Le délicat engagement des employeurs contre les addictions au travail
Interdiction de l’alcool lors des événements internes (pots, séminaires), non-remboursement de l’alcool sur les notes du frais au-delà du seuil légal du code de la route, témoignages de l’association des Alcooliques anonymes, éthylotests intempestifs sur les postes à risques… Voilà les mesures prises par la direction d’Enedis en région Pays de la Loire, en 2022, pour lutter contre les conduites addictives.
En janvier 2024, certains de ces principes ont été généralisés à l’échelle nationale. « Notre outil de suivi et de validation des notes de frais “détecte” désormais la consommation d’alcool via le contrôle automatique du taux de TVA », explique François Luciani, directeur délégué Pays de la Loire.
Dans la même région, le fabricant de camions Scania, déjà adepte du « zéro alcool », a décidé d’interdire le tabac dans son usine d’Angers (Maine-et-Loire), en septembre 2022. « On ne voulait pas aller trop rapidement dans cette démarche de santé publique : on n’était pas là pour dire aux salariés d’arrêter de fumer, donc on a proposé un accompagnement en plusieurs temps aux fumeurs inquiets », justifie Frédéric Guibert, responsable du pôle santé-sécurité.
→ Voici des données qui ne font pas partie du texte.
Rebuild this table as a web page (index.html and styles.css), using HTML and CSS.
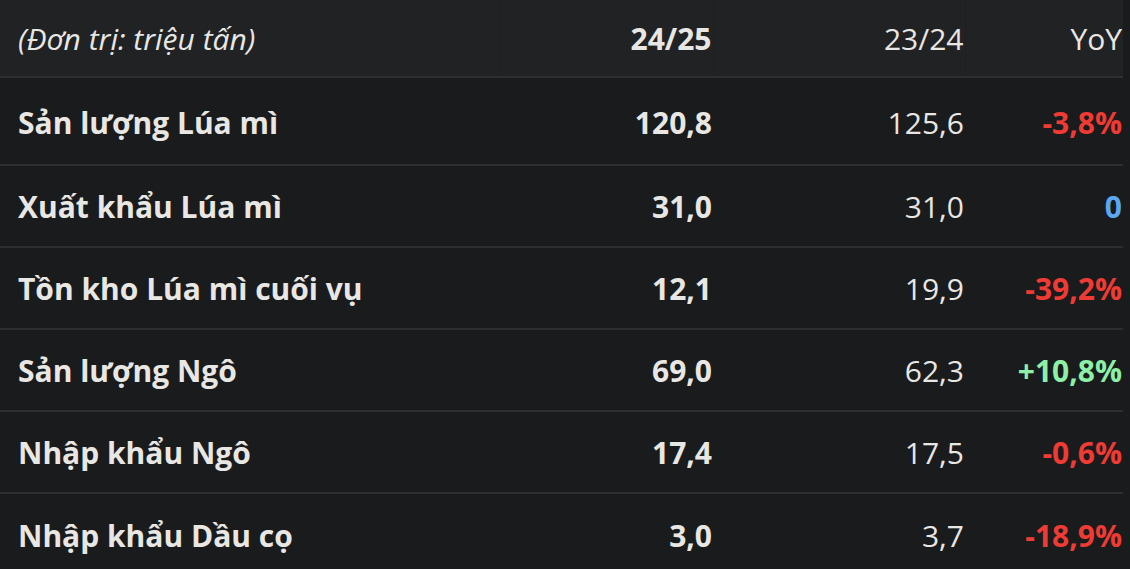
FILE: index.html
```html
<!DOCTYPE html>
<html lang="vi">
<head>
<meta charset="utf-8">
<link rel="stylesheet" href="styles.css">
</head>
<body>
<table class="tbl">
  <colgroup>
    <col class="w-name">
    <col class="w-cur">
    <col class="w-prev">
    <col class="w-yoy">
  </colgroup>
  <thead>
    <tr>
      <th class="c-name unit">(Đơn trị: triệu tấn)</th>
      <th class="c-cur">24/25</th>
      <th class="c-prev">23/24</th>
      <th class="c-yoy">YoY</th>
    </tr>
  </thead>
  <tbody>
    <tr><td class="c-name">Sản lượng Lúa mì</td><td class="c-cur">120,8</td><td class="c-prev">125,6</td><td class="c-yoy neg">-3,8%</td></tr>
    <tr><td class="c-name">Xuất khẩu Lúa mì</td><td class="c-cur">31,0</td><td class="c-prev">31,0</td><td class="c-yoy zero">0</td></tr>
    <tr><td class="c-name">Tồn kho Lúa mì cuối vụ</td><td class="c-cur">12,1</td><td class="c-prev">19,9</td><td class="c-yoy neg">-39,2%</td></tr>
    <tr><td class="c-name">Sản lượng Ngô</td><td class="c-cur">69,0</td><td class="c-prev">62,3</td><td class="c-yoy pos">+10,8%</td></tr>
    <tr><td class="c-name">Nhập khẩu Ngô</td><td class="c-cur">17,4</td><td class="c-prev">17,5</td><td class="c-yoy neg">-0,6%</td></tr>
    <tr><td class="c-name">Nhập khẩu Dầu cọ</td><td class="c-cur">3,0</td><td class="c-prev">3,7</td><td class="c-yoy neg">-18,9%</td></tr>
  </tbody>
</table>
</body>
</html>
```
FILE: styles.css
```css
html, body {
  margin: 0;
  padding: 0;
  background: #1a1b1d;
}
body {
  font-family: "Open Sans", "Noto Sans", sans-serif;
  color: #e9e7e4;
  overflow: hidden;
}
.tbl {
  width: 1123px;
  border-collapse: collapse;
  table-layout: fixed;
}
.w-name { width: 500px; }
.w-cur { width: 213px; }
.w-prev { width: 252px; }
.w-yoy { width: 158px; }
.tbl th, .tbl td {
  padding: 0 1px 0 18px;
  font-size: 30px;
  white-space: nowrap;
  box-sizing: border-box;
}
.tbl thead tr {
  background: #212224;
  height: 77px;
}
.tbl thead th {
  font-weight: 400;
  border-bottom: 2px solid #2d2e30;
  border-left: 1px solid #1e1f21;
}
.tbl thead th:first-child { border-left: none; }
.tbl tbody tr {
  height: 82px;
}
.tbl tbody tr:first-child {
  height: 88px;
}
.tbl tbody td {
  border-top: 2px solid #2d2e30;
  padding-top: 1px;
}
.tbl tbody tr:first-child td { border-top: none; padding-top: 3px; }
.c-name { text-align: left; font-weight: 700; }
.c-cur { text-align: right; font-weight: 700; }
.c-prev { text-align: right; font-weight: 400; }
.c-yoy { text-align: right; font-weight: 700; }
.tbl thead .c-cur { font-weight: 700; }
.tbl thead .c-yoy { font-weight: 400; }
.unit { font-style: italic; font-weight: 400 !important; }
.neg { color: #ef3b33; }
.pos { color: #8cf0a6; }
.zero { color: #5aa7f2; }
```
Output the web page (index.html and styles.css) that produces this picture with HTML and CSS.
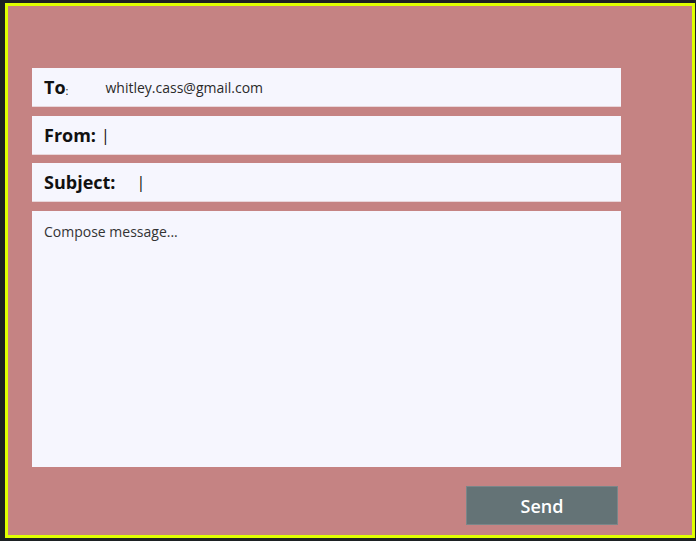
FILE: index.html
```html
<!DOCTYPE html>
<html>
<head>
<meta charset="utf-8">
<link rel="stylesheet" href="styles.css">
</head>
<body>
<div class="frame">
  <form class="mail">
    <div class="field">
      <span class="label">To</span><span class="colon">:</span>
      <span class="value email">whitley.cass@gmail.com</span>
    </div>
    <div class="field gap8">
      <span class="label">From:</span>
      <span class="cursor from-cursor">|</span>
    </div>
    <div class="field">
      <span class="label">Subject:</span>
      <span class="cursor subject-cursor">|</span>
    </div>
    <div class="message">Compose message...</div>
    <div class="actions">
      <button type="button" class="send">Send</button>
    </div>
  </form>
</div>
</body>
</html>
```
FILE: styles.css
```css
html, body {
  margin: 0;
  padding: 0;
}
body {
  background: #1c2123;
  width: 696px;
  height: 541px;
  overflow: hidden;
  font-family: "Open Sans", "Noto Sans", sans-serif;
}
.frame {
  box-sizing: border-box;
  margin: 3px 1px 0 5px;
  width: 690px;
  height: 535px;
  border: 3px solid #dfff00;
  background: #c58383;
  padding: 62px 71px 0 24px;
}
.mail {
  display: flex;
  flex-direction: column;
}
.field {
  box-sizing: border-box;
  height: 39px;
  background: #f6f6fe;
  border-bottom: 1px solid #e8d6da;
  display: flex;
  align-items: center;
  padding: 0 12px;
  margin-bottom: 9px;
  color: #111;
}
.field.gap8 {
  margin-bottom: 8px;
}
.label {
  font-size: 18px;
  font-weight: 700;
}
.colon {
  font-size: 11px;
  margin-top: 6px;
}
.email {
  font-size: 14px;
  color: #2a2a2a;
  margin-left: 37px;
}
.cursor {
  font-size: 16px;
  font-weight: 400;
  color: #111;
}
.from-cursor {
  margin-left: 5px;
}
.subject-cursor {
  margin-left: 21px;
}
.message {
  box-sizing: border-box;
  height: 256px;
  background: #f6f6fe;
  padding: 11px 12px;
  font-size: 14px;
  color: #333;
}
.actions {
  display: flex;
  justify-content: flex-end;
  padding-top: 19px;
  padding-right: 3px;
}
.send {
  width: 152px;
  height: 39px;
  background: #647376;
  border: 1px solid #7a8689;
  color: #fff;
  font-family: inherit;
  font-size: 18px;
  font-weight: 600;
  padding: 0;
}
```
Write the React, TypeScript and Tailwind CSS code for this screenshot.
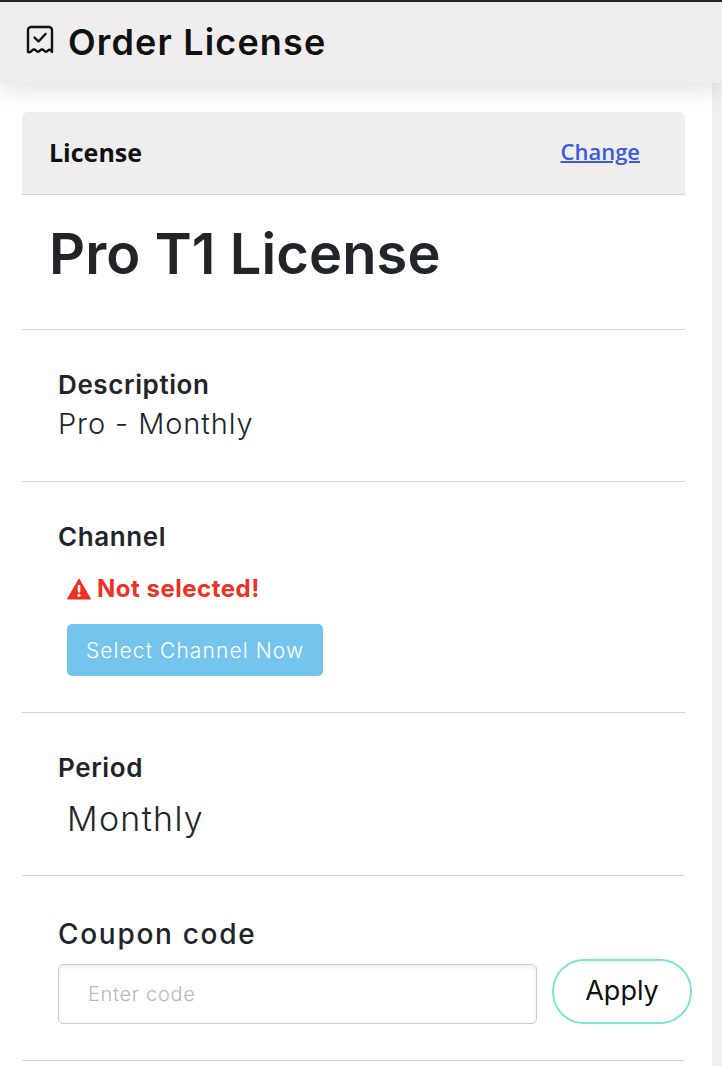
const heading = "font-['Inter',sans-serif] text-[#212529]";

function ReceiptCheck() {
  return (
    <svg width="28" height="30" viewBox="0 0 28 30" fill="none" stroke="#111" strokeWidth="2.400" strokeLinecap="round" strokeLinejoin="round" className="mb-[5px]">
      <path d="M2 27V5a3 3 0 0 1 3-3h18a3 3 0 0 1 3 3v22Q24 23.500 22 25.500Q20 28 18 25.500Q16 23.500 14 25.500Q12 28 10 25.500Q8 23.500 6 25.500Q4 28 2 27z" />
      <path d="M8.500 12.500l4 4 7-7.500" />
    </svg>
  );
}

function Warning() {
  return (
    <svg width="24" height="22" viewBox="0 0 24 22">
      <path d="M12 1 L23.500 21 H0.500 Z" fill="#ee3124" stroke="#ee3124" strokeWidth="1" strokeLinejoin="round" />
      <rect x="10.700" y="7" width="2.600" height="7.500" rx="1" fill="#fff" />
      <circle cx="12" cy="17.300" r="1.600" fill="#fff" />
    </svg>
  );
}

export default function App() {
  return (
    <div className="w-[722px] h-[1066px] overflow-hidden bg-white flex flex-col">
      <div className="relative z-10 h-[83px] shrink-0 border-t-2 border-[#222] bg-[#efedee] shadow-[0_6px_24px_rgba(0,0,0,0.12)] flex items-center pl-[26px] gap-[14px]">
        <ReceiptCheck />
        <h1 className="font-['Inter',sans-serif] text-[36px] font-semibold text-[#111] tracking-[1.150px] leading-none -mt-[1px]">Order License</h1>
      </div>

      <div className="flex flex-1 min-h-0">
        <div className="w-[712px] shrink-0 pl-[22px] pr-[27px] pt-[29px]">
          <div className="h-[83px] rounded-t-[6px] bg-[#efedee] border-b border-[#d8d4d2] flex items-center justify-between pl-[27px] pr-[45px]">
            <span className="font-['Open_Sans',sans-serif] text-[25px] font-bold text-[#111]">License</span>
            <a href="#" className="font-['Open_Sans',sans-serif] text-[22px] font-semibold text-[#3b5bdb] underline decoration-2 -mt-[4px]">Change</a>
          </div>

          <div className="h-[135px] border-b border-[#d8d4d2] pl-[27px] pt-[27px]">
            <h2 className={`${heading} text-[56px] font-semibold tracking-[0.1px] leading-[64px]`}>Pro T1 License</h2>
          </div>

          <div className="h-[152px] border-b border-[#d8d4d2] pl-[36px] pt-[40px]">
            <p className={`${heading} text-[26px] font-semibold tracking-[0.6px] leading-[30px]`}>Description</p>
            <p className={`${heading} text-[29px] font-light tracking-[0.9px] leading-[40px] mt-[4px]`}>Pro - Monthly</p>
          </div>

          <div className="h-[231px] border-b border-[#d8d4d2] pl-[36px] pt-[40px]">
            <p className={`${heading} text-[26px] font-semibold tracking-[0.6px] leading-[30px]`}>Channel</p>
            <div className="flex items-center gap-[6px] ml-[9px] mt-[22px]">
              <Warning />
              <span className="font-['Inter',sans-serif] text-[24px] font-bold tracking-[0.5px] text-[#ee3124] leading-[30px]">Not selected!</span>
            </div>
            <button className="block ml-[9px] mt-[20px] w-[256px] h-[52px] pt-[2px] rounded-[5px] bg-[#74c4ee] font-['Inter',sans-serif] text-[21px] font-light tracking-[1.100px] text-white">Select Channel Now</button>
          </div>

          <div className="h-[163px] border-b border-[#d8d4d2] pl-[36px] pt-[40px]">
            <p className={`${heading} text-[26px] font-semibold tracking-[0.6px] leading-[30px]`}>Period</p>
            <p className={`${heading} ml-[9px] mt-[14px] text-[34px] font-light tracking-[1.300px] leading-[44px]`}>Monthly</p>
          </div>

          <div className="h-[185px] border-b border-[#d8d4d2] pl-[36px] pt-[41px]">
            <p className={`${heading} text-[28px] font-medium tracking-[1.700px] leading-[34px]`}>Coupon code</p>
            <div className="flex items-end gap-[15px] -mr-[7px] mt-[8px]">
              <input
                placeholder="Enter code"
                className="w-[479px] h-[60px] rounded-[5px] border border-[#cccccc] shadow-[inset_0_2px_4px_rgba(0,0,0,0.08)] pl-[29px] font-['Inter',sans-serif] text-[20px] font-light tracking-[0.7px] placeholder:text-[#b9b9b9]"
              />
              <button className="w-[140px] h-[65px] rounded-[32px] border-2 border-[#7fe6d5] font-['Inter',sans-serif] text-[27px] text-[#111]">Apply</button>
            </div>
          </div>
        </div>
        <div className="w-[10px] bg-[#eef0f6]" />
      </div>
    </div>
  );
}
En entreprise, les conduites addictives demeurent à un niveau élevé. Selon la mission interministérielle de lutte contre les drogues et les conduites addictives (Mildeca), en 2021, chez les actifs occupés, 27 % des hommes et 23 % des femmes fumaient quotidiennement ; 20 % des hommes et 8 % des femmes avaient une consommation dangereuse d’alcool.
Agriculture et bâtiment
Dans les emplois physiquement pénibles – agriculture, bâtiment – ou en contact avec le public, l’alcool demeure un outil de convivialité et un moyen de tenir. « Qu’il soit ouvrier ou encadrant de proximité, toute nouvelle recrue est incitée à consommer de l’alcool », écrit ainsi la sociologue Marie Ngo Nguene dans sa contribution à l’ouvrage Travailler aux chantiers (dir. Gwenaële Rot, Hermann, 2023), portant sur le secteur du BTP. La cocaïne est particulièrement répandue dans l’hôtellerie-restauration, ou chez les marins pêcheurs.
Que peut l’entreprise face à ces conduites qui relèvent a priori de la vie privée ? En premier lieu, comprendre qu’il y a un lien entre organisation du travail et addictions : « L’addiction, c’est la rencontre entre un produit, un individu et un environnement, résume Valérie Saintoyant, déléguée de la Mildeca. L’environnement professionnel peut favoriser les consommations à risques. » Le stress, les risques psychosociaux, les horaires atypiques, le travail isolé et le télétravail sont autant de facteurs aggravants.